Tma01

How can the way in which we organise our thinking by using mental images, concepts and schemas help us improve our memory?
Introduction:
To answer the question I will start by breaking it down into what I feel are its main parts,
• What is memory?
• What mental images are and how they help us improve our memory.
• What concepts are and how they help us improve our memory.
• What schemas are and how they help us improve our memory.

What is memory?
In order to have memory’s our brains must have plasticity. Plasticity is, as Spoors et al. (2007, P. 8) put it “the ability for the brain to change with learning and experience.”

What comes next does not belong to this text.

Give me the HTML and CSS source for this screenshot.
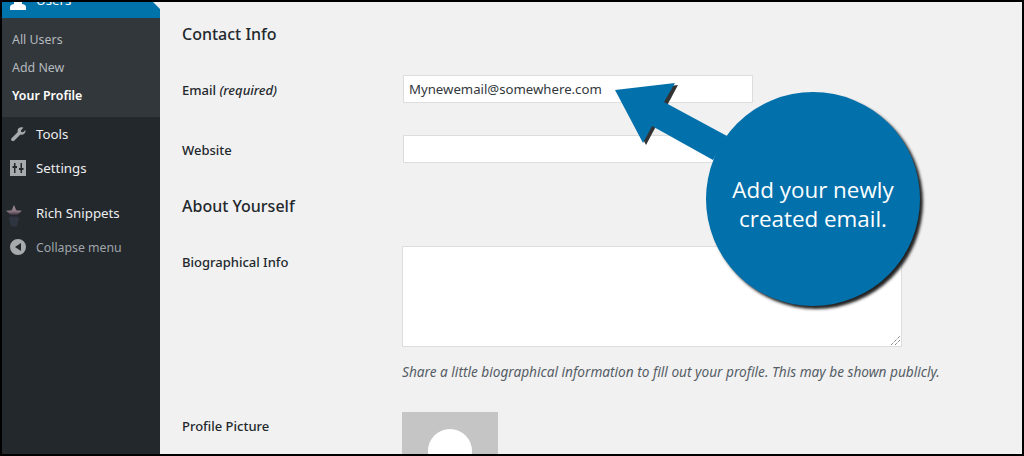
FILE: index.html
```html
<!DOCTYPE html>
<html lang="en">
<head>
  <meta charset="UTF-8" />
  <title>Profile</title>
  <link rel="stylesheet" href="styles.css">
</head>
<body>

<div class="frame">
  <div class="sidebar">
    <div class="menu-current">
      <svg class="icon-users" viewBox="0 0 16 8"><path d="M0 8V5q0-2 2-2.500L4 2V0h8v2l2 .5q2 .5 2 2.500v3q-1 0-2 0H2q-1 0-2 0z" fill="#fff"/></svg>
      <span class="current-label">Users</span>
    </div>
    <div class="submenu">
      <a>All Users</a>
      <a>Add New</a>
      <a class="active">Your Profile</a>
    </div>
    <div class="menu-item tools">
      <svg class="menu-icon" viewBox="0 0 20 20"><path d="M16.7 2.200l-3 3 .4 2.300 2.200.4 3-3c.3 2-.3 3.600-1.600 4.800-1.300 1.200-2.900 1.400-4.600.8L5.200 18.400c-.8.8-2.100.8-2.900 0l-.3-.3c-.8-.8-.8-2.100 0-2.900l7.700-7.600c-.5-1.800-.2-3.400 1.100-4.700 1.400-1.300 3.900-1.600 5.900-.7z" fill="#a7aaad"/></svg>
      <span>Tools</span>
    </div>
    <div class="menu-item settings">
      <svg class="menu-icon" viewBox="0 0 16 16"><path fill-rule="evenodd" d="M0 0h16v16H0zM4 3v3H2.500v2H4v5h1.500V8H7V6H5.500V3zM10.500 3v5H9v2h1.500v3H12v-3h1.500V8H12V3z" fill="#a7aaad"/></svg>
      <span>Settings</span>
    </div>
    <div class="menu-item snippets">
      <svg class="star-icon" viewBox="0 0 16 22"><defs><linearGradient id="starFade" x1="0" y1="0" x2="0" y2="1"><stop offset="0" stop-color="#a39498"/><stop offset=".45" stop-color="#84707c"/><stop offset=".7" stop-color="#25242c"/><stop offset="1" stop-color="#3d4656"/></linearGradient></defs><path d="M8 0l2.300 5.200L16 5.800l-4.300 3.800 1.200 5.400L8 12.300 3.100 15l1.200-5.400L0 5.800l5.700-.6z" fill="url(#starFade)"/><path d="M3.500 14.500L8 12.300l4.500 2.200-1.500 7H5z" fill="#333a48" opacity=".7"/></svg>
      <span>Rich Snippets</span>
    </div>
    <div class="menu-item collapse">
      <svg class="menu-icon" viewBox="0 0 16 16"><path fill-rule="evenodd" d="M8 0a8 8 0 1 0 0 16A8 8 0 0 0 8 0zM11 4v8L5 8z" fill="#a7aaad"/></svg>
      <span>Collapse menu</span>
    </div>
  </div>

  <div class="content">
    <h2 class="contact-title">Contact Info</h2>
    <div class="field-row email-row">
      <label>Email <em>(required)</em></label>
      <div class="text-input">Mynewemail@somewhere.com</div>
    </div>
    <div class="field-row website-row">
      <label>Website</label>
      <div class="text-input"></div>
    </div>
    <h2 class="about-title">About Yourself</h2>
    <div class="field-row bio-row">
      <label>Biographical Info</label>
      <div class="bio-col">
        <div class="textarea">
          <svg class="resize-grip" viewBox="0 0 9 9"><path d="M0 9L9 0M4 9l5-5" stroke="#555" stroke-width="1" stroke-dasharray="1 1" fill="none"/></svg>
        </div>
        <p class="hint">Share a little biographical information to fill out your profile. This may be shown publicly.</p>
      </div>
    </div>
    <div class="field-row picture-row">
      <label>Profile Picture</label>
      <div class="avatar"><div class="avatar-head"></div></div>
    </div>
  </div>

  <svg class="callout-arrow" viewBox="0 0 1024 456">
    <path class="arrow-shadow" d="M615 90L675 83 643 143z"/>
    <path class="arrow-body" d="M615 90L675 83 664 102 727 136 713 160 652 126 643 143z"/>
  </svg>
  <div class="callout">Add your newly<br>created email.</div>
</div>

</body>
</html>
```

FILE: styles.css
```css
html, body {
  margin: 0;
  padding: 0;
  height: 456px;
  overflow: hidden;
  background: #f1f1f1;
  font-family: "Noto Sans", "Open Sans", sans-serif;
  color: #23282d;
}

.frame {
  position: relative;
  display: flex;
  height: 456px;
  box-sizing: border-box;
  border: 2px solid #000;
  overflow: hidden;
}

/* admin menu */
.sidebar {
  width: 158px;
  flex-shrink: 0;
  background: #23282d;
  font-size: 13.3px;
  color: #eee;
}

.menu-current {
  position: relative;
  display: flex;
  height: 16px;
  background: #0073aa;
  overflow: hidden;
}

.menu-current::after {
  content: "";
  position: absolute;
  right: 0;
  top: 0;
  width: 7px;
  height: 7px;
  background: #f1f1f1;
  clip-path: polygon(0 0, 100% 0, 100% 100%);
}

.icon-users {
  width: 16px;
  height: 8px;
  margin-left: 8px;
}

.current-label {
  margin-left: 10px;
  margin-top: -11px;
  color: #fff;
}

.submenu {
  display: flex;
  flex-direction: column;
  background: #32373c;
  padding: 8px 0 7px 10px;
  font-size: 12.4px;
  color: #b4b9be;
}

.submenu a {
  height: 28px;
  line-height: 28px;
}

.submenu .active {
  color: #fff;
  font-weight: 600;
}

.menu-item {
  display: flex;
  align-items: center;
  height: 34px;
}

.menu-icon {
  width: 16px;
  height: 16px;
  margin: 0 10px 0 8px;
}

.tools {
  height: 33px;
  margin-bottom: 1px;
}

.snippets {
  margin-top: 11px;
}

.star-icon {
  width: 16px;
  height: 22px;
  margin: 6px 14px 0 4px;
  flex-shrink: 0;
}

.collapse {
  font-size: 12.3px;
  color: #a0a5aa;
}

/* profile form */
.content {
  flex: 1;
  padding-left: 22px;
}

h2 {
  margin: 0;
  font-size: 16px;
  font-weight: 500;
  line-height: 22px;
}

.contact-title {
  margin-top: 21px;
}

.field-row {
  display: flex;
}

.field-row label {
  width: 221px;
  flex-shrink: 0;
  font-size: 13px;
  font-weight: 500;
}

.field-row em {
  font-weight: 500;
}

.text-input {
  box-sizing: border-box;
  width: 350px;
  height: 28px;
  padding: 0 5px;
  background: #fff;
  border: 1px solid #ddd;
  font-size: 13.2px;
  line-height: 26px;
  color: #32373c;
}

.email-row {
  margin-top: 30px;
  line-height: 30px;
}

.website-row {
  margin-top: 30px;
  line-height: 30px;
}

.about-title {
  margin-top: 30px;
}

.bio-row {
  margin-top: 29px;
}

.bio-row label {
  line-height: 32px;
  width: 220px;
}

.textarea {
  position: relative;
  box-sizing: border-box;
  width: 500px;
  height: 101px;
  background: #fff;
  border: 1px solid #ddd;
}

.resize-grip {
  position: absolute;
  right: 1px;
  bottom: 1px;
  width: 9px;
  height: 9px;
}

.hint {
  margin: 15px 0 0;
  font-size: 13.65px;
  line-height: 20px;
  font-style: italic;
  color: #555d66;
  white-space: nowrap;
}

.picture-row {
  margin-top: 30px;
}

.picture-row label {
  width: 220px;
  line-height: 28px;
}

.avatar {
  position: relative;
  width: 96px;
  height: 96px;
  background: #c4c5c4;
  overflow: hidden;
}

.avatar-head {
  width: 44px;
  height: 44px;
  margin: 17px auto 0;
  border-radius: 50%;
  background: #fff;
}

/* annotation drawn over the page */
.callout-arrow {
  position: absolute;
  left: -2px;
  top: -2px;
  width: 1024px;
  height: 456px;
}

.arrow-body {
  fill: #0270ab;
}

.arrow-shadow {
  fill: #333;
  transform: translate(3px, 2px);
}

.callout {
  position: absolute;
  left: 704px;
  top: 90px;
  width: 214px;
  height: 214px;
  box-sizing: border-box;
  padding-top: 10px;
  display: flex;
  align-items: center;
  justify-content: center;
  text-align: center;
  border-radius: 50%;
  background: #0270ab;
  box-shadow: 3px 3px 3px #222;
  color: #fff;
  font-family: "Open Sans", sans-serif;
  font-size: 22.4px;
  line-height: 29px;
}
```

If our brains could not change we would not be able to retain any information. For an analogy we could look at a computer’s hard drive. When we write or do some other type of information processing, for us to keep the information we must be able to save it. Saving the document to the hard disk physically changes the magnetic surface to read as thousands of 1’s and 0’s. If the surface of the disk could not change, all of the information would be lost when the computer was turned off. And, like a computer, to save information, or make memories and retain them, our brains must be able to change. So to define, memory is the processes that are used to store, retain and later retrieve information.
What mental images are and how they help us improve our memory.
The way think can be described in several different ways
• Semantic Thought- Internal Dialogue.
• Iconic Thought       - Internal Imagery.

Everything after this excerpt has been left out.